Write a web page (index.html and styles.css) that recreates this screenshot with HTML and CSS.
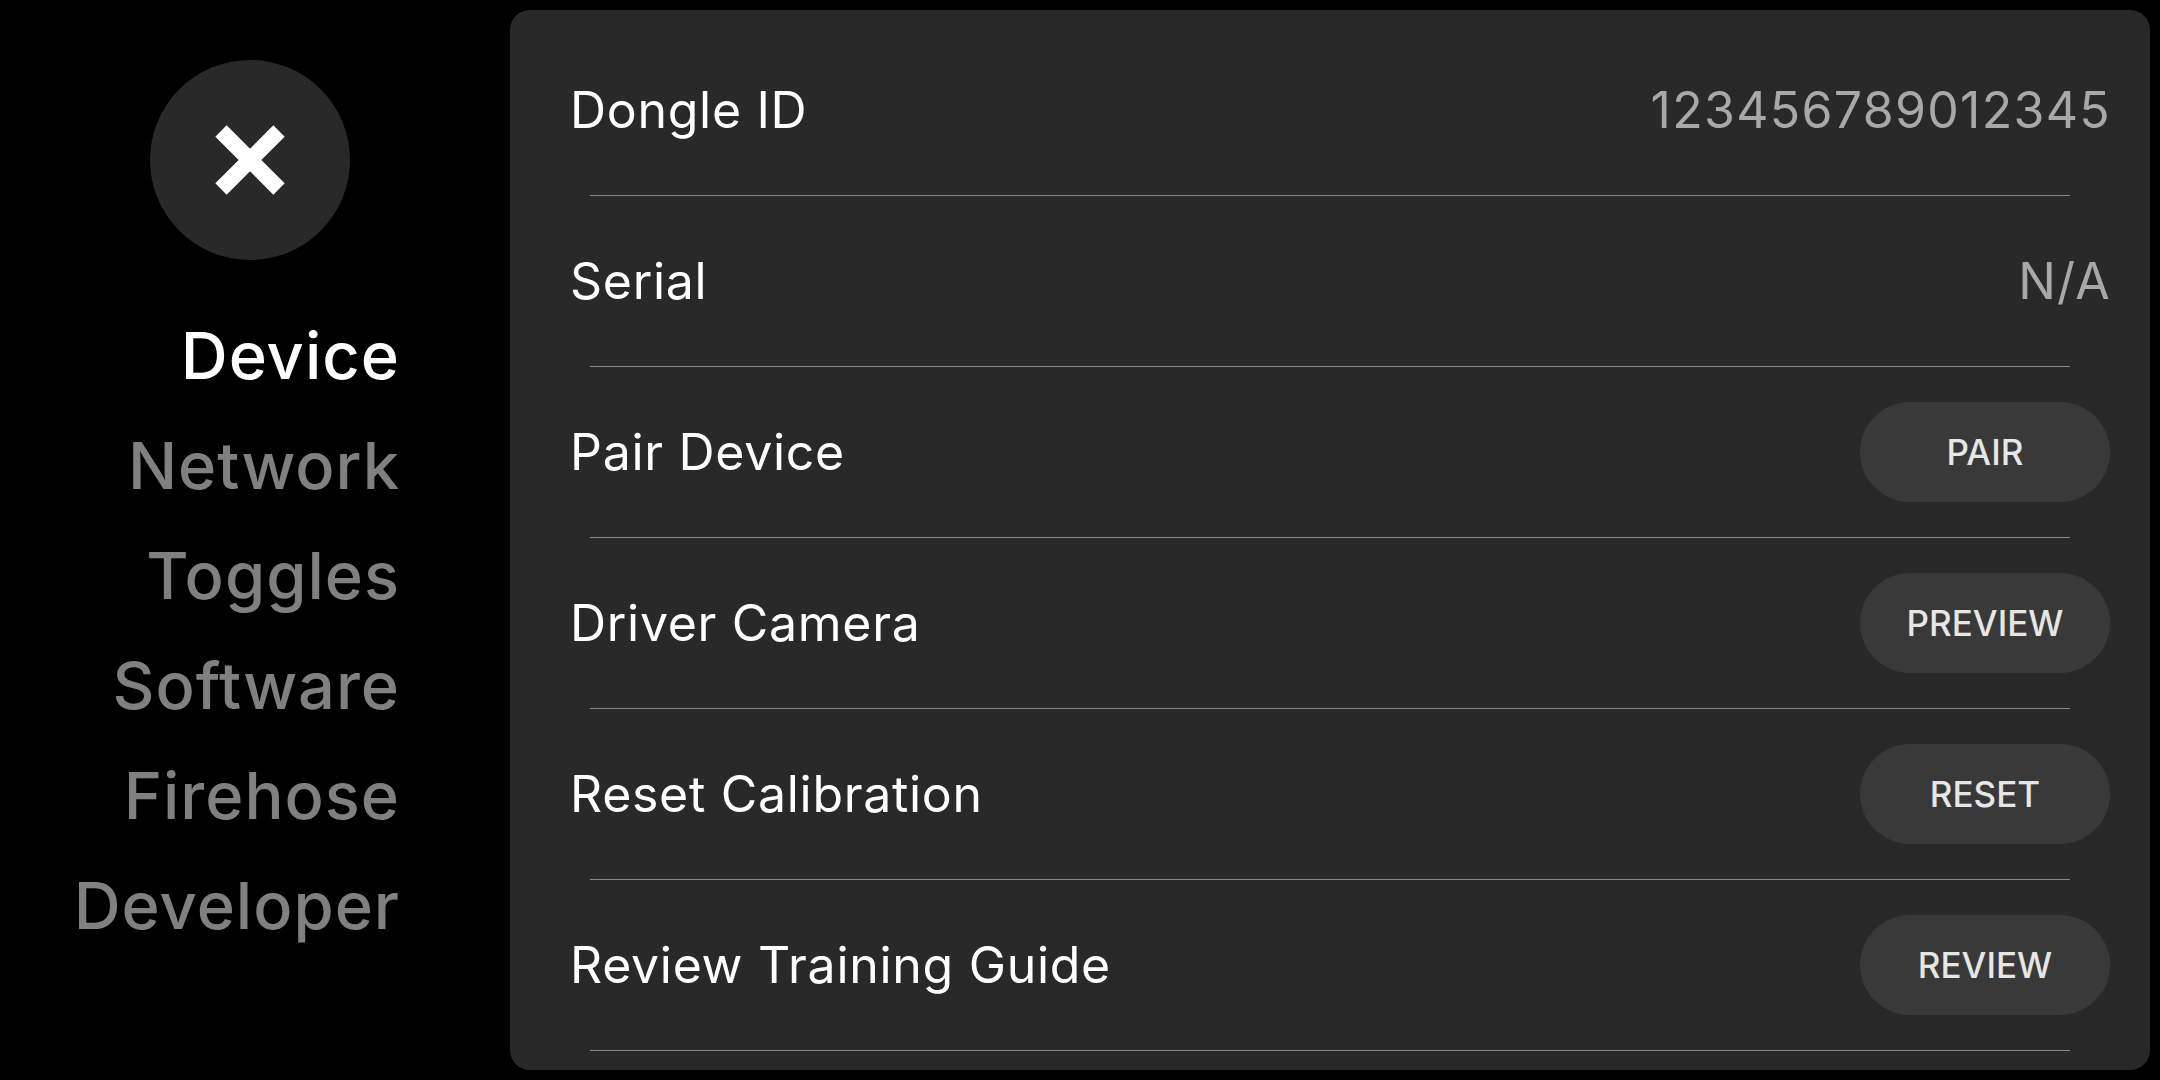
FILE: index.html
```html
<!DOCTYPE html>
<html lang="en">
<head>
<meta charset="utf-8">
<title>Settings - Device</title>
<link rel="stylesheet" href="styles.css">
</head>
<body>
<div class="app">
  <aside class="sidebar">
    <button class="close-btn" aria-label="Close">
      <svg class="close-icon" viewBox="0 0 70 70" width="70" height="70">
        <line x1="6" y1="6" x2="64" y2="64" />
        <line x1="64" y1="6" x2="6" y2="64" />
      </svg>
    </button>
    <nav class="nav">
      <div class="nav-item active">Device</div>
      <div class="nav-item">Network</div>
      <div class="nav-item">Toggles</div>
      <div class="nav-item">Software</div>
      <div class="nav-item">Firehose</div>
      <div class="nav-item">Developer</div>
    </nav>
  </aside>
  <main class="panel">
    <div class="row"><span class="label">Dongle ID</span><span class="value">123456789012345</span></div>
    <div class="sep"></div>
    <div class="row"><span class="label">Serial</span><span class="value">N/A</span></div>
    <div class="sep"></div>
    <div class="row"><span class="label">Pair Device</span><button class="pill">PAIR</button></div>
    <div class="sep"></div>
    <div class="row"><span class="label">Driver Camera</span><button class="pill">PREVIEW</button></div>
    <div class="sep"></div>
    <div class="row"><span class="label">Reset Calibration</span><button class="pill">RESET</button></div>
    <div class="sep"></div>
    <div class="row"><span class="label">Review Training Guide</span><button class="pill">REVIEW</button></div>
    <div class="sep"></div>
  </main>
</div>
</body>
</html>
```

FILE: styles.css
```css
* { box-sizing: border-box; }

html, body {
  margin: 0;
  padding: 0;
  background: #000;
  font-family: Inter, "Noto Sans", "Liberation Sans", sans-serif;
}

.app {
  display: flex;
  width: 2160px;
  height: 1080px;
}

.sidebar {
  width: 510px;
  flex: none;
  display: flex;
  flex-direction: column;
  padding: 60px 110px 0 150px;
}

.close-btn {
  width: 200px;
  height: 200px;
  border-radius: 50%;
  border: none;
  padding: 0;
  background: #292929;
  display: flex;
  align-items: center;
  justify-content: center;
}

.close-icon line {
  stroke: #fff;
  stroke-width: 16;
  stroke-linecap: butt;
}

.nav {
  margin-top: 41px;
  display: flex;
  flex-direction: column;
  align-items: flex-end;
}

.nav-item {
  font-size: 65px;
  font-weight: 500;
  line-height: 110px;
  letter-spacing: 1px;
  color: #808080;
  white-space: nowrap;
}

.nav-item.active {
  color: #fff;
}

.panel {
  flex: 1;
  margin: 10px 10px 10px 0;
  background: #292929;
  border-radius: 20px;
  padding: 15px 40px 0 60px;
  display: flex;
  flex-direction: column;
}

.row {
  height: 170px;
  flex: none;
  display: flex;
  align-items: center;
  justify-content: space-between;
}

.label {
  font-size: 50px;
  font-weight: 400;
  letter-spacing: 0.7px;
  color: #fff;
}

.value {
  font-size: 50px;
  font-weight: 400;
  letter-spacing: 1.3px;
  margin-right: -1px;
  color: #a8a8a8;
}

.sep {
  height: 1px;
  flex: none;
  margin: 0 40px 0 20px;
  background: #858585;
}

.pill {
  width: 250px;
  height: 100px;
  border: none;
  border-radius: 50px;
  background: #393939;
  color: #e6e6e6;
  font-family: Inter, "Noto Sans", "Liberation Sans", sans-serif;
  font-size: 35px;
  font-weight: 500;
  padding: 0;
}
```
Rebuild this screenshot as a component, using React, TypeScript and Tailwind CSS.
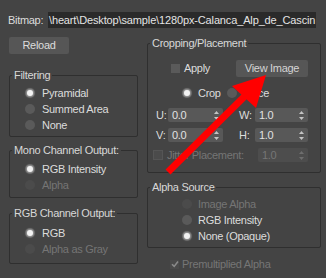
import React from 'react';

const Radio = ({ on = false, disabled = false }: { on?: boolean; disabled?: boolean }) => (
    <span
        className={`flex items-center justify-center w-[10px] h-[10px] rounded-full shrink-0 ${disabled ? 'bg-[#4b4b4b]' : 'bg-[#5a5a5a]'}`}
    >
        {on && <span className="w-[6px] h-[6px] rounded-full bg-[#f2f2f2] shadow-[0_0_2px_1px_rgba(255,255,255,0.45)]" />}
    </span>
);

const Spin = ({ value, w, disabled = false }: { value: string; w: string; disabled?: boolean }) => (
    <div
        className={`flex items-center h-[14px] rounded-[2px] pl-[4px] pr-[4px] ${w} ${disabled ? 'bg-[#4d4d4d] text-[#767676]' : 'bg-[#585858] text-[#e2e2e2]'}`}
    >
        <span className="flex-1 leading-[14px]">{value}</span>
        <svg width="5" height="9" viewBox="0 0 5 9">
            <polygon points="2.5,0 5,3 0,3" fill={disabled ? '#6e6e6e' : '#c4c4c4'} />
            <polygon points="0,6 5,6 2.5,9" fill={disabled ? '#6e6e6e' : '#c4c4c4'} />
        </svg>
    </div>
);

const Group = ({ title, className, children }: { title: string; className: string; children: React.ReactNode }) => (
    <fieldset className={`border border-[#2f2f2f] rounded-[2px] ${className}`}>
        <legend className="ml-[2px] px-[2px] h-[13px] leading-[13px] text-[#d8d8d8]">{title}</legend>
        {children}
    </fieldset>
);

const Row = ({ children, dim = false }: { children: React.ReactNode; dim?: boolean }) => (
    <div className={`flex items-center h-[16px] ${dim ? 'text-[#757575]' : 'text-[#dcdcdc]'}`}>{children}</div>
);

export default function App() {
    return (
        <div className="relative w-[326px] h-[278px] overflow-hidden bg-[#444444] text-[11px] tracking-[-0.3px] text-[#dcdcdc] font-['Liberation_Sans',Arial,sans-serif]">
            {/* bitmap path */}
            <div className="flex items-center h-[16px] mt-[12px] pl-[8px]">
                <span className="w-[40px]">Bitmap:</span>
                <div className="w-[268px] h-[16px] bg-[#2a2a2a] pl-[1px] leading-[16px] whitespace-nowrap overflow-hidden tracking-[-0.14px] text-[#e4e4e4]">
                    \heart\Desktop\sample\1280px-Calanca_Alp_de_Cascin
                </div>
            </div>

            <div className="flex">
                {/* left column */}
                <div className="ml-[9px] w-[129px] flex flex-col">
                    <button className="mt-[9px] w-[60px] h-[17px] rounded-[2px] bg-[#565656] text-[#dcdcdc] leading-[17px]">
                        Reload
                    </button>

                    <Group title="Filtering" className="mt-[15px]">
                        <div className="pt-[3px] pb-[3px] pl-[15px]">
                            <Row><Radio on /><span className="ml-[7px]">Pyramidal</span></Row>
                            <Row><Radio /><span className="ml-[7px]">Summed Area</span></Row>
                            <Row><Radio /><span className="ml-[7px]">None</span></Row>
                        </div>
                    </Group>

                    <Group title="Mono Channel Output:" className="mt-[7px]">
                        <div className="pt-[4px] pb-[4px] pl-[15px]">
                            <Row><Radio on /><span className="ml-[7px]">RGB Intensity</span></Row>
                            <Row dim><Radio disabled /><span className="ml-[7px]">Alpha</span></Row>
                        </div>
                    </Group>

                    <Group title="RGB Channel Output:" className="mt-[9px]">
                        <div className="pt-[5px] pb-[6px] pl-[15px]">
                            <Row><Radio on /><span className="ml-[7px]">RGB</span></Row>
                            <Row dim><Radio disabled /><span className="ml-[7px]">Alpha as Gray</span></Row>
                        </div>
                    </Group>
                </div>

                {/* right column */}
                <div className="ml-[9px] w-[174px] flex flex-col">
                    <Group title="Cropping/Placement" className="mt-[9px]">
                        <div className="pt-[10px] pb-[10px]">
                            <div className="flex items-center h-[17px]">
                                <span className="ml-[23px] w-[9px] h-[9px] bg-[#5a5a5a]" />
                                <span className="ml-[4px]">Apply</span>
                                <button className="ml-auto mr-[12px] w-[72px] h-[17px] rounded-[2px] bg-[#565656] text-[#d4d4d4] leading-[17px]">
                                    View Image
                                </button>
                            </div>
                            <div className="flex items-center h-[16px] mt-[8px]">
                                <span className="ml-[34px]"><Radio on /></span>
                                <span className="ml-[6px] w-[29px]">Crop</span>
                                <Radio />
                                <span className="ml-[6px]">Place</span>
                            </div>
                            <div className="flex items-center h-[14px] mt-[7px]">
                                <span className="ml-[8px] w-[12px]">U:</span>
                                <Spin value="0.0" w="w-[55px]" />
                                <span className="ml-[16px] w-[16px]">W:</span>
                                <Spin value="1.0" w="w-[53px]" />
                            </div>
                            <div className="flex items-center h-[14px] mt-[6px]">
                                <span className="ml-[8px] w-[12px]">V:</span>
                                <Spin value="0.0" w="w-[55px]" />
                                <span className="ml-[16px] w-[16px]">H:</span>
                                <Spin value="1.0" w="w-[53px]" />
                            </div>
                            <div className="flex items-center h-[14px] mt-[6px] text-[#757575]">
                                <span className="ml-[5px] w-[10px] h-[10px] bg-[#4b4b4b] border border-[#555555]" />
                                <span className="ml-[4px]">Jitter Placement:</span>
                                <span className="ml-auto mr-[12px]">
                                    <Spin value="1.0" w="w-[50px]" disabled />
                                </span>
                            </div>
                        </div>
                    </Group>

                    <Group title="Alpha Source" className="mt-[8px]">
                        <div className="pt-[2px] pb-[3px] pl-[34px]">
                            <Row dim><Radio disabled /><span className="ml-[6px]">Image Alpha</span></Row>
                            <Row><Radio /><span className="ml-[6px]">RGB Intensity</span></Row>
                            <Row><Radio on /><span className="ml-[6px]">None (Opaque)</span></Row>
                        </div>
                    </Group>

                    <div className="flex items-center h-[14px] mt-[9px] text-[#767676]">
                        <span className="ml-[23px] flex items-center justify-center w-[9px] h-[9px] bg-[#4a4a4a]">
                            <svg width="8" height="8" viewBox="0 0 8 8">
                                <path d="M1 4.2 L3.2 6.4 L7 1.6" stroke="#8a8a8a" strokeWidth="1.6" fill="none" />
                            </svg>
                        </span>
                        <span className="ml-[3px]">Premultiplied Alpha</span>
                    </div>
                </div>
            </div>

            {/* red annotation arrow */}
            <svg className="absolute inset-0 pointer-events-none" width="326" height="278" viewBox="0 0 326 278">
                <line x1="168" y1="172" x2="248" y2="93" stroke="#ff0000" strokeWidth="7" />
                <polygon points="266,75 232,86 256,108" fill="#ff0000" />
            </svg>
        </div>
    );
}
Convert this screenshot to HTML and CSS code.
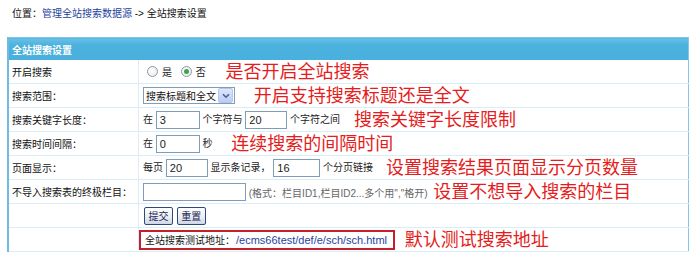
FILE: index.html
```html
<!DOCTYPE html>
<html lang="zh-CN">
<head>
  <meta charset="UTF-8">
  <meta name="viewport" content="width=device-width, initial-scale=1.0">
  <title>全站搜索设置</title>
  <link rel="stylesheet" href="styles.css">
</head>
<body>
  <div class="crumb">位置：<a href="#">管理全站搜索数据源</a> -&gt; 全站搜索设置</div>

  <table class="setform">
    <tr class="head">
      <td colspan="2">全站搜索设置</td>
    </tr>
    <tr>
      <td class="label">开启搜索</td>
      <td class="value">
        <span class="radio"></span><span class="opt">是</span>
        <span class="radio on"></span><span class="opt">否</span>
        <span class="note n1">是否开启全站搜索</span>
      </td>
    </tr>
    <tr>
      <td class="label">搜索范围：</td>
      <td class="value">
        <span class="select"><span class="seltext">搜索标题和全文</span><span class="arrow"><svg width="8" height="6" viewBox="0 0 8 6"><path d="M1 1.2 L4 4.2 L7 1.2" fill="none" stroke="#4d6185" stroke-width="1.6"/></svg></span></span>
        <span class="note n2">开启支持搜索标题还是全文</span>
      </td>
    </tr>
    <tr>
      <td class="label">搜索关键字长度：</td>
      <td class="value">
        在 <span class="field w44">3</span> 个字符与 <span class="field w42">20</span> 个字符之间
        <span class="note n3">搜索关键字长度限制</span>
      </td>
    </tr>
    <tr>
      <td class="label">搜索时间间隔：</td>
      <td class="value">
        在 <span class="field w44">0</span> 秒
        <span class="note n4">连续搜索的间隔时间</span>
      </td>
    </tr>
    <tr>
      <td class="label">页面显示：</td>
      <td class="value">
        每页 <span class="field w42">20</span> 显示条记录， <span class="field w47">16</span> 个分页链接
        <span class="note n5">设置搜索结果页面显示分页数量</span>
      </td>
    </tr>
    <tr>
      <td class="label">不导入搜索表的终极栏目：</td>
      <td class="value">
        <span class="field w103"></span>
        <span class="hint">(格式：栏目ID1,栏目ID2...多个用","格开)</span>
        <span class="note n6">设置不想导入搜索的栏目</span>
      </td>
    </tr>
    <tr>
      <td class="label"></td>
      <td class="value">
        <button class="btn">提交</button>
        <button class="btn">重置</button>
      </td>
    </tr>
    <tr>
      <td class="label"></td>
      <td class="value addr">
        <span class="addrbox">全站搜索测试地址：<a href="#">/ecms66test/def/e/sch/sch.html</a></span>
        <span class="note n7">默认测试搜索地址</span>
      </td>
    </tr>
  </table>
</body>
</html>
```

FILE: styles.css
```css
body {
  margin: 0;
  padding: 0 11px 0 7px;
  font-family: "Liberation Sans", "Noto Sans CJK SC", sans-serif;
  font-size: 10px;
  color: #111;
  background: #fff;
}
a { text-decoration: none; }

.crumb {
  padding: 8px 0 0 5px;
  line-height: 12px;
  margin-bottom: 17px;
  color: #111;
}
.crumb a { color: #1e3f9e; }

.setform {
  width: 682px;
  border-collapse: collapse;
  border: 1px solid #86c6e6;
  border-left: 2px solid #6fbbe2;
}
.setform td {
  height: 23px;
  padding: 0;
  border-bottom: 1px solid #d9edf7;
  white-space: nowrap;
}
.head td {
  height: 22px;
  padding-left: 3px;
  background: linear-gradient(#68c0e6, #4cb1dd 30%, #49afdc);
  color: #fff;
  font-weight: bold;
  border-bottom: none;
}
.label {
  width: 126px;
  padding-left: 3px !important;
  border-right: 1px solid #dcedf6;
  color: #111;
}
.value {
  padding-left: 4px !important;
  color: #222;
}
.value > * { vertical-align: middle; }

.radio {
  display: inline-block;
  width: 9px;
  height: 9px;
  margin: 0 4px 0 4px;
  border: 1px solid #8c9aa6;
  border-radius: 50%;
  background: radial-gradient(circle at 40% 40%, #fff, #e4e8ec);
  position: relative;
}
.radio.on { margin-left: 5px; }
.radio.on::after {
  content: "";
  position: absolute;
  left: 2px;
  top: 2px;
  width: 5px;
  height: 5px;
  border-radius: 50%;
  background: #3aa64a;
}
.opt { margin-right: 1px; }

.select {
  display: inline-flex;
  align-items: center;
  box-sizing: border-box;
  width: 92px;
  height: 17px;
  padding: 0 1px 0 2px;
  border: 1px solid #7f9db9;
  background: #fff;
  color: #111;
}
.seltext { flex: 1; }
.arrow {
  display: inline-flex;
  align-items: center;
  justify-content: center;
  width: 13px;
  height: 13px;
  border: 1px solid #b6c7ea;
  border-radius: 2px;
  background: linear-gradient(#dce6fb, #b9cdf6);
}

.field {
  display: inline-block;
  box-sizing: border-box;
  height: 18px;
  line-height: 16px;
  padding-left: 3px;
  border: 1px solid #7f9db9;
  background: #fff;
  color: #222;
  font-size: 11px;
}
.w42 { width: 42px; }
.w44 { width: 44px; }
.w47 { width: 47px; }
.w103 { width: 103px; }

.hint { color: #666; }

.btn {
  box-sizing: border-box;
  height: 18px;
  width: 29px;
  padding: 0;
  margin: 0 0 0 1px;
  font: 10px "Liberation Sans", "Noto Sans CJK SC", sans-serif;
  color: #1b2a5a;
  border: 1px solid #2d4a7c;
  border-radius: 2px;
  background: linear-gradient(#ffffff, #e9ecf2 60%, #cfd6e4);
  vertical-align: middle;
}

.addr { padding-left: 0 !important; }
.addrbox {
  display: inline-block;
  box-sizing: border-box;
  height: 20px;
  line-height: 16px;
  padding: 0 6px 0 4px;
  border: 2px solid #c4202c;
  color: #111;
}
.addrbox a { color: #1f3f9f; margin-left: 1px; font-size: 11px; }

.note {
  font-size: 18px;
  line-height: 20px;
  color: #e51c20;
}
.n1 { margin-left: 16px; }
.n2 { margin-left: 16px; }
.n3 { margin-left: 11px; }
.n4 { margin-left: 16px; }
.n5 { margin-left: 10px; }
.n6 { margin-left: 3px; }
.n7 { margin-left: 7px; }
```
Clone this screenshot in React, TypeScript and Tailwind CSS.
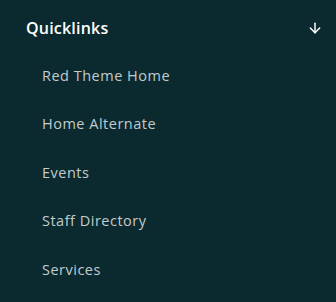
import { ArrowDown } from "lucide-react";

const links = ["Red Theme Home", "Home Alternate", "Events", "Staff Directory", "Services"];

export default function App() {
  return (
    <div className="h-[302px] w-[336px] bg-[#0a2a30] font-['Open_Sans',sans-serif]">
      <div className="flex h-[50px] items-center justify-between pl-[26px] pr-[13px] pt-[6px]">
        <span className="text-[16px] font-semibold tracking-[0.2px] text-white">Quicklinks</span>
        <ArrowDown className="h-[16px] w-[16px] text-white" strokeWidth={2.2} />
      </div>
      <ul className="pl-[42px] pt-[1.5px]">
        {links.map((l) => (
          <li
            key={l}
            className="flex h-[48.5px] items-center text-[14.5px] font-medium tracking-[0.5px] text-[#c3cbcd]"
          >
            {l}
          </li>
        ))}
      </ul>
    </div>
  );
}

§ **What is asked**: Return every line in the listing that contains the word "Tailwind".

§ **Output of the task**:
Rebuild this screenshot as a component, using React, TypeScript and Tailwind CSS.
Clone this screenshot in React, TypeScript and Tailwind CSS.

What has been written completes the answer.